MATERIAL FOR THIS TASK
----------------
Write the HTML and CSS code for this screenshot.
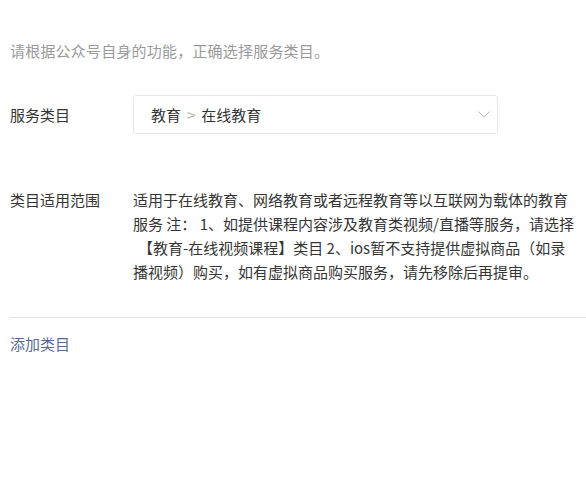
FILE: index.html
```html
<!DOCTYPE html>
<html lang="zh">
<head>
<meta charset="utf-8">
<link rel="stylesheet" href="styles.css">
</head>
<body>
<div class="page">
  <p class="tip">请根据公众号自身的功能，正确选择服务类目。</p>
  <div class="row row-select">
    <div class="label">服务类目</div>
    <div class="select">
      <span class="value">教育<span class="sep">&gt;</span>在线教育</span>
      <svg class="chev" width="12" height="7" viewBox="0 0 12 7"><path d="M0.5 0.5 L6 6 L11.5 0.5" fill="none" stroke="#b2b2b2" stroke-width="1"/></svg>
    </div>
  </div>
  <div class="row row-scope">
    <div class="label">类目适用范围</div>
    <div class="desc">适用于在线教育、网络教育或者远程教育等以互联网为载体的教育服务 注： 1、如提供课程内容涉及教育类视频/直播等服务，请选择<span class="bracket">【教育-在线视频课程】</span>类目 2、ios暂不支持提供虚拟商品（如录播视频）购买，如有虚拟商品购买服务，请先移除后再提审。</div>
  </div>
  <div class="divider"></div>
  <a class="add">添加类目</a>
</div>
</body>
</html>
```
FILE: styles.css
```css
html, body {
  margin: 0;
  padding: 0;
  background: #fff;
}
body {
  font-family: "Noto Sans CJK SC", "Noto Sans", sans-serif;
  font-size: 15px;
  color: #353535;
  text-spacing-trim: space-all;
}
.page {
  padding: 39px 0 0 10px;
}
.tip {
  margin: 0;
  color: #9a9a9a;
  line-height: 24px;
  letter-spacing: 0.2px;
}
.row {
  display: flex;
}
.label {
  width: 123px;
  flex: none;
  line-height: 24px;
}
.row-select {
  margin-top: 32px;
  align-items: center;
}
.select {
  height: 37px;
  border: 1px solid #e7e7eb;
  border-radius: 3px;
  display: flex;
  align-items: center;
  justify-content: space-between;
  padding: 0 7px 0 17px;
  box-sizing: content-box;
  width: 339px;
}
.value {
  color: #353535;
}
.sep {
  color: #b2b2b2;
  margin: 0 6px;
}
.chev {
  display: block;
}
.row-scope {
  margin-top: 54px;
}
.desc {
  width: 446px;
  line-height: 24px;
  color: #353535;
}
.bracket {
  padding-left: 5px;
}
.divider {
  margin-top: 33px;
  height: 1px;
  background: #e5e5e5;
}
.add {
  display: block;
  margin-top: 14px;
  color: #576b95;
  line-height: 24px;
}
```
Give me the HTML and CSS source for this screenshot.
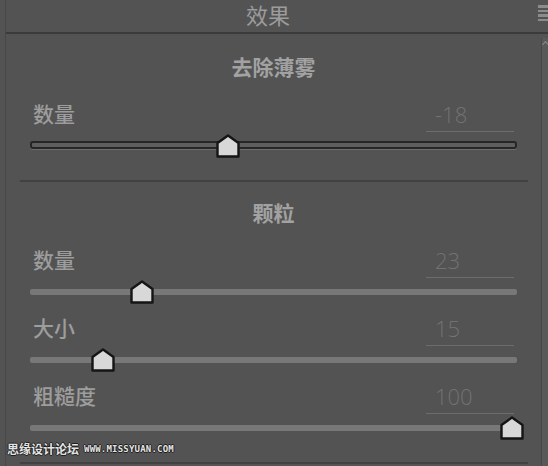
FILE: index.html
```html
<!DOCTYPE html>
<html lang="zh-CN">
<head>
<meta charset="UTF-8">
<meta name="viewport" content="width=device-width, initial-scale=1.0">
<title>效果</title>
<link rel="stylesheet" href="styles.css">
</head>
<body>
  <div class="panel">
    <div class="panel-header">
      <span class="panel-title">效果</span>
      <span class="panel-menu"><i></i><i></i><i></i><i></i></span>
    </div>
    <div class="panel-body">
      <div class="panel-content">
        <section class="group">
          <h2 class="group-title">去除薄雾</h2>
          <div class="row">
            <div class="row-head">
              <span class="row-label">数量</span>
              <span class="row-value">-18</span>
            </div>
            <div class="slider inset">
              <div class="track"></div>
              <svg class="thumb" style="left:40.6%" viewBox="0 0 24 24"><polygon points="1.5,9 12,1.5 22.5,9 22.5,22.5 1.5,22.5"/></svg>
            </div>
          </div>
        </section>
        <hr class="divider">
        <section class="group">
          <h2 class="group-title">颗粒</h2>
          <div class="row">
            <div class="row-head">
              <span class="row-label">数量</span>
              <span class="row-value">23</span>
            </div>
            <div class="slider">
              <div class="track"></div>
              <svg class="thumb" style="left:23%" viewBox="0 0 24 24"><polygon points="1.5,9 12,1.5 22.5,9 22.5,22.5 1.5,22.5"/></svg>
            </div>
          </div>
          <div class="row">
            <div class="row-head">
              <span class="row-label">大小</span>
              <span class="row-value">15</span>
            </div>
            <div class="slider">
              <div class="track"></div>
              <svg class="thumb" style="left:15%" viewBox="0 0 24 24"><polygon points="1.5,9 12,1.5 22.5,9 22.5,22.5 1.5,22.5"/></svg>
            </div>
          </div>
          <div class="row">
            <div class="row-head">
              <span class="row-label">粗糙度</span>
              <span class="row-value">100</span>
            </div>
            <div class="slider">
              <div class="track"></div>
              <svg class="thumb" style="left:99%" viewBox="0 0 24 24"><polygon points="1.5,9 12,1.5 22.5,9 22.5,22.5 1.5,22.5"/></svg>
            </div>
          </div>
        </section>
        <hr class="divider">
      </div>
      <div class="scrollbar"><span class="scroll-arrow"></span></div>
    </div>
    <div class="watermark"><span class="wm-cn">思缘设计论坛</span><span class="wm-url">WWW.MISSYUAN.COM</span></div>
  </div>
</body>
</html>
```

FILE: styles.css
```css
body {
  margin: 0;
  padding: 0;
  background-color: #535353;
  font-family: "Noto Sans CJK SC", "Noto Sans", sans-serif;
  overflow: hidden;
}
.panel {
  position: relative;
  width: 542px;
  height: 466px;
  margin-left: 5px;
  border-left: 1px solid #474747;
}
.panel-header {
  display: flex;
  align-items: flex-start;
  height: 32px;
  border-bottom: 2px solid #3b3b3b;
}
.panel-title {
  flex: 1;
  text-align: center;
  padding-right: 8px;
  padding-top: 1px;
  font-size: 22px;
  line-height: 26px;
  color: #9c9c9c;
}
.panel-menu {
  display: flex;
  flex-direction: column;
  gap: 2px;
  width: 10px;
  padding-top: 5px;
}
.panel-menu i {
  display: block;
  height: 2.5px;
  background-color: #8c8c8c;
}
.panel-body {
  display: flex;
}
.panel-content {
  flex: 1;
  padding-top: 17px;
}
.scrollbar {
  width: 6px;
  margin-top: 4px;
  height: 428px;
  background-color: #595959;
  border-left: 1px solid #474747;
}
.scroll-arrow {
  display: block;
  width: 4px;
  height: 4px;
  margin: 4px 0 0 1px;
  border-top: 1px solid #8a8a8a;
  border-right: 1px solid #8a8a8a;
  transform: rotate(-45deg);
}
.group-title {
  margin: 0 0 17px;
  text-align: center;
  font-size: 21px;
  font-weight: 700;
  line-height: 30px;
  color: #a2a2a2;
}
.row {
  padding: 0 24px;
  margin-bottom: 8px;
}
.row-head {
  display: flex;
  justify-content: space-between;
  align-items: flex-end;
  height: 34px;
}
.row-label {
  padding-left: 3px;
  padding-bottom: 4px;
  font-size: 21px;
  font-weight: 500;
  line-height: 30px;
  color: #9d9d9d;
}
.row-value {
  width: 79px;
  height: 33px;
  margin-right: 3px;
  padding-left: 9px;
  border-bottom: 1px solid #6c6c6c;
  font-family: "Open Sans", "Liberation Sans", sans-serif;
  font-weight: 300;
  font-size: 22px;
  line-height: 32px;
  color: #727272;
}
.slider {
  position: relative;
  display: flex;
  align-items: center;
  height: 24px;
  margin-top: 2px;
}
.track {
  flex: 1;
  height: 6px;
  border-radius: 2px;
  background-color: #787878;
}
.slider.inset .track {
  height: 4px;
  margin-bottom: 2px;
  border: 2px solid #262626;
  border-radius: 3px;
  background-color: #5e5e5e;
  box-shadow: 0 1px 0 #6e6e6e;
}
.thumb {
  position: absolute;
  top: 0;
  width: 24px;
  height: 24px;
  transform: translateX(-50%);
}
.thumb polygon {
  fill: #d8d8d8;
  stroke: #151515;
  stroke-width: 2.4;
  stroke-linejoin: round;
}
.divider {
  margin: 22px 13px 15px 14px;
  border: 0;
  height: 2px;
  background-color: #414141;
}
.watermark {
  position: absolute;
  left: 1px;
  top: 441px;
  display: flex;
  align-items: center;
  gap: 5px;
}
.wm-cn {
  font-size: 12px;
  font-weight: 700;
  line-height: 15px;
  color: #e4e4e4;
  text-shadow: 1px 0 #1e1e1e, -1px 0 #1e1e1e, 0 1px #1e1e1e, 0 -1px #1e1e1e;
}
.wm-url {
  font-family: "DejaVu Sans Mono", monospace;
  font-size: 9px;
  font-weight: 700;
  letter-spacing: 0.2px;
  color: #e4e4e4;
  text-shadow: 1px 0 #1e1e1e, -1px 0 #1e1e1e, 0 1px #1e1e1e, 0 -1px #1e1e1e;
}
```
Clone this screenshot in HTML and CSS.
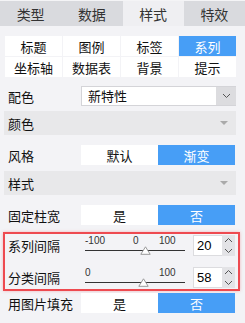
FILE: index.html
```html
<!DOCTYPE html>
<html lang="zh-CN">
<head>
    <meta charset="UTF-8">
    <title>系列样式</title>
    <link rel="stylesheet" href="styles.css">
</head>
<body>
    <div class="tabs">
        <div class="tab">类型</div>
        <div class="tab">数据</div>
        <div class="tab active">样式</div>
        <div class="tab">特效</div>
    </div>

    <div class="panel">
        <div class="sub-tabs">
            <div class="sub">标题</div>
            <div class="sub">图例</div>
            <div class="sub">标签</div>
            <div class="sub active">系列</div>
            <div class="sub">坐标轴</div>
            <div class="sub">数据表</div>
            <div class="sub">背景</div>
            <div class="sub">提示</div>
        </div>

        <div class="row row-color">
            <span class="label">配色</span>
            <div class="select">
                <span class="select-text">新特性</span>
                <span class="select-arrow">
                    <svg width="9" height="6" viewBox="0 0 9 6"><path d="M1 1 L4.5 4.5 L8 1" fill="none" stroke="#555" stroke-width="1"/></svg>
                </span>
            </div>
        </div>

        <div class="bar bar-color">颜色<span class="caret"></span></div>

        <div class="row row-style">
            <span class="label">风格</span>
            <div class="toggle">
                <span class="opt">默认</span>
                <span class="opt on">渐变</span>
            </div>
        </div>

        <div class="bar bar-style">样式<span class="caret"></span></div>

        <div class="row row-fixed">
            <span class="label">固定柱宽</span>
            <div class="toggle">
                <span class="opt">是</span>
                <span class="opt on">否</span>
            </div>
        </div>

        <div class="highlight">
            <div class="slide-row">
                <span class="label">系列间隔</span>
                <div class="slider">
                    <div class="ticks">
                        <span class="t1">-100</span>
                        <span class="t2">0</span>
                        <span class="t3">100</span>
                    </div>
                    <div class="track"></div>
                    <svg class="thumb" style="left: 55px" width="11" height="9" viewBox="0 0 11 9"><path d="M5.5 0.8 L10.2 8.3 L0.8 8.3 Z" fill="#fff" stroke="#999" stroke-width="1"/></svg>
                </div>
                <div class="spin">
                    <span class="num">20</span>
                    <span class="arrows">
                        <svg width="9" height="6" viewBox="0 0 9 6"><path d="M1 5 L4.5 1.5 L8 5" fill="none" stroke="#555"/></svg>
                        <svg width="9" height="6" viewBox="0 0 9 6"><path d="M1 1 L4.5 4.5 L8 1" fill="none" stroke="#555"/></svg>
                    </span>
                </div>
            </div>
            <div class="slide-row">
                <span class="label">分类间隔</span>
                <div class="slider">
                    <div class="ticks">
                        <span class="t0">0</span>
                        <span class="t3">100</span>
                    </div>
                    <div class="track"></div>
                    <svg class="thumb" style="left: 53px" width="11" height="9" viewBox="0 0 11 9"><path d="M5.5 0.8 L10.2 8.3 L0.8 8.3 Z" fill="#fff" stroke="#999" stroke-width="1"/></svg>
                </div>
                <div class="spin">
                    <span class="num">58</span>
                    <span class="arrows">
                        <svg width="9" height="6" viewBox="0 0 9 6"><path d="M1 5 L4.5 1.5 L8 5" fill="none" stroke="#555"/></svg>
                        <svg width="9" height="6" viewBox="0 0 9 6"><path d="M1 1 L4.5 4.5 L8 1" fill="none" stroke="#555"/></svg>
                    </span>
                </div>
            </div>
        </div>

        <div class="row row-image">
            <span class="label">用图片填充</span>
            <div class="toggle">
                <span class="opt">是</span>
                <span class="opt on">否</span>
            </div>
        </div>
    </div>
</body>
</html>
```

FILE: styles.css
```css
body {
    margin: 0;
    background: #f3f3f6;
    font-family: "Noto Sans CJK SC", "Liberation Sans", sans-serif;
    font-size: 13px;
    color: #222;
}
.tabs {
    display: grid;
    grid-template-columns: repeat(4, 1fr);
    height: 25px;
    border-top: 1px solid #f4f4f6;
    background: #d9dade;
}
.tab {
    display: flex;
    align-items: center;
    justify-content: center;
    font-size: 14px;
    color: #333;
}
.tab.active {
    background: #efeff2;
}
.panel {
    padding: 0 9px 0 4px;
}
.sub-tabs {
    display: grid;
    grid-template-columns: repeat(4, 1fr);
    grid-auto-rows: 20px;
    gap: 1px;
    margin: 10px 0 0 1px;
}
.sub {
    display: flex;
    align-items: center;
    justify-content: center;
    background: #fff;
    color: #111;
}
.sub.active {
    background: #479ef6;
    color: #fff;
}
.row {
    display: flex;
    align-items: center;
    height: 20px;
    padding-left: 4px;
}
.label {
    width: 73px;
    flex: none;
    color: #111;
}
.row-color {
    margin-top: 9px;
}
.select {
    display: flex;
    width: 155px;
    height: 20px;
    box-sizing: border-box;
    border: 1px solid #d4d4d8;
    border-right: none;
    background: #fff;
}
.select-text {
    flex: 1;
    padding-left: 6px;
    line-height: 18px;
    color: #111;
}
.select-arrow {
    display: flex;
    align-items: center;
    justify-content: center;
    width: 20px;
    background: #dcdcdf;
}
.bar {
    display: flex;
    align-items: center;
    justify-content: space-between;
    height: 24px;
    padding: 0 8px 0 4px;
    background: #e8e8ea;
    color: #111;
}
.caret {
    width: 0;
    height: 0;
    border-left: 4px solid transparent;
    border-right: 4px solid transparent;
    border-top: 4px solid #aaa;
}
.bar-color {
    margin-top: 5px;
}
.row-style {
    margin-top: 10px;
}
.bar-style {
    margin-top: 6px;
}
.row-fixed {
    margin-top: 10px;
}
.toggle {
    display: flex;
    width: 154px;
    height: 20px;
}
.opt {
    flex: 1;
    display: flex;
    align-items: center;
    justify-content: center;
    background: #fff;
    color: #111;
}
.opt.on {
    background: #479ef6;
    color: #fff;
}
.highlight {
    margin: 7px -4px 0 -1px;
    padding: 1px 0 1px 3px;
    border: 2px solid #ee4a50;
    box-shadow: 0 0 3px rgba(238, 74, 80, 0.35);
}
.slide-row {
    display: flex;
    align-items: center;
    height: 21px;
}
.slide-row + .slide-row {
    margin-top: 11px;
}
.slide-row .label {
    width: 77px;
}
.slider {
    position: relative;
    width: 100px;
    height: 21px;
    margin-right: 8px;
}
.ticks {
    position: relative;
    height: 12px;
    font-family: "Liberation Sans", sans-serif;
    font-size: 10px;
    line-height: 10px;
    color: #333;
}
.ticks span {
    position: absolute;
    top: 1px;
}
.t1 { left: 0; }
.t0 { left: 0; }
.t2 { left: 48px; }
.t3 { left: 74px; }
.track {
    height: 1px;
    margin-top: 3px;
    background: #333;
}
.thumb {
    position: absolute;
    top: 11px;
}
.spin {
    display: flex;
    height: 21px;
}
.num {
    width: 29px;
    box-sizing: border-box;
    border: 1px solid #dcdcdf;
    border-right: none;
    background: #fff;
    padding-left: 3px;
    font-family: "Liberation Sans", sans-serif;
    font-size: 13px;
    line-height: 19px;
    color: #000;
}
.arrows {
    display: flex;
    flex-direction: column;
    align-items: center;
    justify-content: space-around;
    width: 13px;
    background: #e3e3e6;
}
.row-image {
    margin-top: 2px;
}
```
----------------
WRITTEN EXERCISE
Tally up how many lines in the preceding listing contain the word "screenshot". Give nothing but the number.

FULL RESPONSE
3